Extrait d’une tribune de Dom Jean Pateau, père abbé de Fontgombault, publiée dans L’Homme Nouveau, sur les 100 ans de Quas Primas, l’encyclique sur le Christ-Roi :
[…] La déclaration Dignitatis Humanae sur la liberté religieuse n’a cependant pas renié la doctrine traditionnelle et, contrairement à ce que l’on dit souvent (Par exemple, cette déclaration récente d’un prélat français : « Le décret de Vatican II sur la liberté religieuse est très clair. Le Christ n’est pas venu bâtir des nations catholiques, mais il est venu fonder l’Église. Ce n’est pas la même chose. À force de traîner la nostalgie d’un État catholique, on perd notre énergie pour l’évangélisation »), d’une part elle continue à affirmer qu’elle entend conserver la doctrine traditionnelle sur les devoirs des États envers la religion (4) et d’autre part elle prévoit encore la possibilité d’États officiellement catholiques (5).
On sait que saint Jean-Paul II, pour des raisons bien compréhensibles dans sa lutte contre le communisme, a largement développé ce thème en faisant du droit à la liberté religieuse un droit fondamental de la personne humaine. Il n’en a pas moins affirmé avec force, en pleine Pologne communiste, qu’« on ne peut exclure le Christ de l’histoire de l’homme en quelque partie que ce soit du globe […] Exclure le Christ de l’histoire de l’homme est un acte contre l’homme » (6). C’était se placer dans la ligne de saint Pie X et de Pie XI. Saint Jean-Paul II avait été naturellement conduit à insister sur la valeur de la démocratie dans sa lutte contre un régime totalitaire. Il a su d’ailleurs par la suite en montrer les limites. Maritain, de son côté, tout en voyant clairement la distinction capitale à faire entre la démocratie comme régime politique et «le principe spirituel de la Démocratie moderne, absolument opposé au droit chrétien qui veut que la souveraineté dérive de Dieu comme de sa première origine », n’en a pas moins contribué, peut-être à son corps défendant, à la montée de cette démocratie moderne fondée sur le principe de l’autorité résidant dans le peuple.
Pie XI, après Léon XIII, avait déjà écrit dans Ubi Arcano :
« Dieu et Jésus-Christ ayant été exclus de la législation et des affaires publiques, et l’autorité ne tenant plus son origine de Dieu mais des hommes, il arriva que […] les bases mêmes de l’autorité furent renversées […]».

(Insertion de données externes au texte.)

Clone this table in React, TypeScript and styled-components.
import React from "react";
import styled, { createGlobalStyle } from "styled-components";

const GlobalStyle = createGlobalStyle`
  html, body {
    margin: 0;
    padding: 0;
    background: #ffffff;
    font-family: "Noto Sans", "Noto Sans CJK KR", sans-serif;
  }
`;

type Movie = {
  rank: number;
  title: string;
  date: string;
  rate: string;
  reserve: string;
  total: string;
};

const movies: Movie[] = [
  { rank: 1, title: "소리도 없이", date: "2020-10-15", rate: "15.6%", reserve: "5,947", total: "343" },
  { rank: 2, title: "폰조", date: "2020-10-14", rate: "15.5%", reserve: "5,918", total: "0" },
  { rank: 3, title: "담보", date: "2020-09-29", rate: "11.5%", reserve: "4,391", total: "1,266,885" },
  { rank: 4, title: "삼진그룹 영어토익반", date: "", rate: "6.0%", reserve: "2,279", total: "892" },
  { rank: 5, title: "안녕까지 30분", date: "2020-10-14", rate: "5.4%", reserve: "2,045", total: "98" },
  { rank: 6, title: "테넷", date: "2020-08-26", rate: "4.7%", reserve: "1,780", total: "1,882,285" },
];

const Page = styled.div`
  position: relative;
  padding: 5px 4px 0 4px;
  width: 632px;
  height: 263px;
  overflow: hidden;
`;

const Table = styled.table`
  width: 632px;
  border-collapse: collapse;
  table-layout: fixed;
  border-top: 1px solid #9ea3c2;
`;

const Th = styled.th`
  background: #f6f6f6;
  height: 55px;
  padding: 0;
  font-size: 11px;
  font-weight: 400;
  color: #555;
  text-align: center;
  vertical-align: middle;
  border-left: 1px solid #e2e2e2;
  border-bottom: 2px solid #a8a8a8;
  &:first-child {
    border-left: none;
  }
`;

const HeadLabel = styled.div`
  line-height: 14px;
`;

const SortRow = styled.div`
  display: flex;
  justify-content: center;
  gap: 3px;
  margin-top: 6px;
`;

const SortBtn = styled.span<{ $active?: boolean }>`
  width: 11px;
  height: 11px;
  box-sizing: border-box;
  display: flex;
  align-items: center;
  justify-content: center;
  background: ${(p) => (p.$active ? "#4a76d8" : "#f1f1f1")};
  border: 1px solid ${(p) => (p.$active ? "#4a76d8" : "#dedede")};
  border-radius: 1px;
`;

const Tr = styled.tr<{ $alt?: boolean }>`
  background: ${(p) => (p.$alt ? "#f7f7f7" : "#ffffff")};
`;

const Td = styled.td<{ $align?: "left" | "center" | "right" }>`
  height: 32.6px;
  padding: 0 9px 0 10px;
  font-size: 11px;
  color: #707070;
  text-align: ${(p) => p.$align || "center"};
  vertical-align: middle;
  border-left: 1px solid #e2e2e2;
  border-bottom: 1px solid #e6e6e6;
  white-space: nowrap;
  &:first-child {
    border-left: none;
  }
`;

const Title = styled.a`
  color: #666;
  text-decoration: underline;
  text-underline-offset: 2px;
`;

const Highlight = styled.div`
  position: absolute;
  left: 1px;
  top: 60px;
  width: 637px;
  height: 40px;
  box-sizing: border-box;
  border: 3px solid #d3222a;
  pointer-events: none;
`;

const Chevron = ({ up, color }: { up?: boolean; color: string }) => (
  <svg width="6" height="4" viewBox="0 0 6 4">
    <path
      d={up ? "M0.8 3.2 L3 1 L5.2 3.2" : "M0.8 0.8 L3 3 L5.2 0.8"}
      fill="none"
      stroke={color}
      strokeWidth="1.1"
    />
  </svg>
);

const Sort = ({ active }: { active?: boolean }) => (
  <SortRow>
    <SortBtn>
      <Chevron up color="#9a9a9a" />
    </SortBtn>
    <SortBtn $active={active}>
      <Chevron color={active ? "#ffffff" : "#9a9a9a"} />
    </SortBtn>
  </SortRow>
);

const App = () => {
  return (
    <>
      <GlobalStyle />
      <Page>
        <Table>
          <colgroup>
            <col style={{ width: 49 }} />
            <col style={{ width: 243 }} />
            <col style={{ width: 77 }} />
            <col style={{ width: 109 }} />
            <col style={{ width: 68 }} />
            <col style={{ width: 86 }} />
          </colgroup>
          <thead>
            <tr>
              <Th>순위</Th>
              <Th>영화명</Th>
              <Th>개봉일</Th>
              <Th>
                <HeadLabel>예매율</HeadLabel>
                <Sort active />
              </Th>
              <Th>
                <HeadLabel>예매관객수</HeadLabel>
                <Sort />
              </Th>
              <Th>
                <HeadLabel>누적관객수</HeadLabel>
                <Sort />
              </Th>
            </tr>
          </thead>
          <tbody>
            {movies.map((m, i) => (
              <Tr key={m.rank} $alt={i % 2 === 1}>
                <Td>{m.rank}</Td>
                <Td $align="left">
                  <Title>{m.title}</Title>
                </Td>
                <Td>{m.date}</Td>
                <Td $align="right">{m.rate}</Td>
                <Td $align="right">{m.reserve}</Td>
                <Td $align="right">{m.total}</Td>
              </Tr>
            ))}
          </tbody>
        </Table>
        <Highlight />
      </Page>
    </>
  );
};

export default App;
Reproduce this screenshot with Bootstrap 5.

Or il faut constater malheureusement que cette erreur qui consiste à placer l’origine de l’autorité dans le peuple a pénétré aujourd’hui jusque dans le Compendium de la doctrine sociale de l’Église où on lit au n. 395 :
« Le sujet de l’autorité politique est le peuple, considéré dans sa totalité comme détenteur de la souveraineté. Sous diverses formes, le peuple transfère l’exercice de sa souveraineté à ceux qu’il élit librement […] Bien qu’il s’agisse d’un droit valide dans chaque État et dans n’importe quel régime politique, le système de la démocratie, grâce à ses procédures de contrôle, en permet et en garantit une meilleure pratique. »
Il y a donc une rectification à opérer, tant au plan doctrinal que pratique. Paradoxalement, au moins en apparence, ce sont les laïcs qui ont le plus le sens de cette nécessité ; sans doute parce qu’ils sont au contact des réalités sociales et qu’ils voient bien ce que relevait déjà Pie XII :
« De la forme donnée à la société, en harmonie ou non avec les lois divines, dépend le bien ou le mal des âmes ».
Et il poursuivait en parlant de ces « conditions sociales qui, volontairement ou non, rendent ardue ou pratiquement impossible une conduite chrétienne conforme aux commandements du Souverain Législateur » (7). Eux savent le prix de l’instauration du règne du Christ-Roi. Mais qu’ils ne se découragent pas car le magistère reste riche de vérités qui y tendent, tant celui de saint Jean-Paul II que celui de Benoît XVI, qui ne demandent qu’à être rappelées et vécues. Le pape François, lui-même, poussait plus que jamais à l’engagement des laïcs dans la politique et, dans sa dernière encyclique, il cite Centesimus Annus, en écho aux paroles de Pie XII, et ajoute :
« Ce n’est pas seulement une norme morale qui nous pousse à résister à ces structures sociales aliénées […] mais c’est la “conversion du cœur” elle-même qui “impose l’obligation” de restaurer ces structures. Telle est notre réponse au Cœur aimant de Jésus-Christ qui nous apprend à aimer ».